Sunday, September 2, 2007

Everything Counts

The only way to live is to live a productive being. And I guess that's a horrible thing to say, because that could suggest that you're acting-- without thinking-- but at this point my brain is so wracked with obsessive thoughts on school that I prefer the minimal thinking and productivity combo to the introspective, thoughtful (read: emo), atrociously sloth-like state. AT LEAST YOU GET THINGS DONE.

Getting things done, in my severely limited point of view, means a completely crossed out to-do list. A lengthy one, preferably (see beautiful photo on right). Revel in your productivity, feel semi-accomplished. Temporarily, of course, because I'm masochistic like that. This year I plan on making a minimum of three to-do lists a week, and finishing all of them. I plan that my sources of entertainment will lie in: this blog, writing book reviews, organizing and finalizing my photography, and the "compare people" application on Facebook.

I plan on having a mental breakdown about, oh, say once every month and a half. I plan.

And you question why I even plan on keeping my Facebook. Well, first of all, Facebook completely dilutes the definition of "friends," and it comforts me a bit; sort of covers the fact that in that hypercompetitive school of mine, I HAVE NONE despite what Facebook claims (--that I have approximately 305 friends at my school).
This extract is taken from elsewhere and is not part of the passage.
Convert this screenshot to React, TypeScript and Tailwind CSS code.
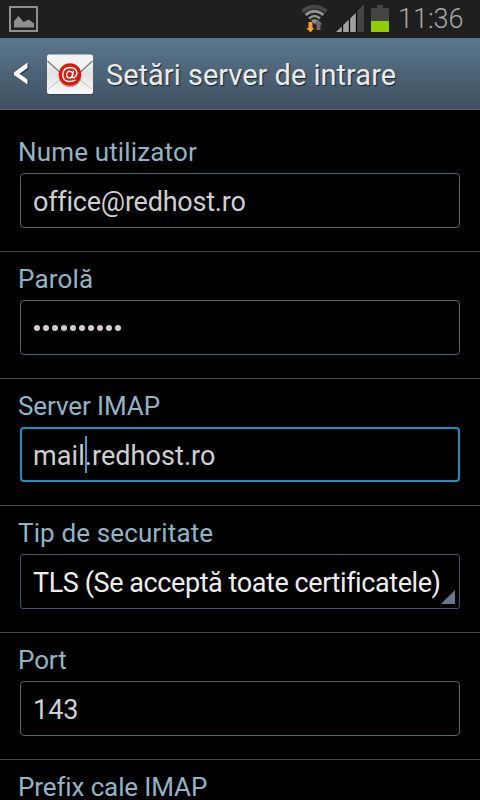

It also leaves me with a bit of space to continue my pursit in the lucrative career of self-portrayal and narcissism. And my "legit" excuse? Because I was randomly made captain of my town's fundraiser walk and I've organized it through Facebook. Hey, it's a slight bonus for the college application, is it not?

To sum it up: This year will be the year when my Myers-Briggs J/P turns into a 100% Judging type.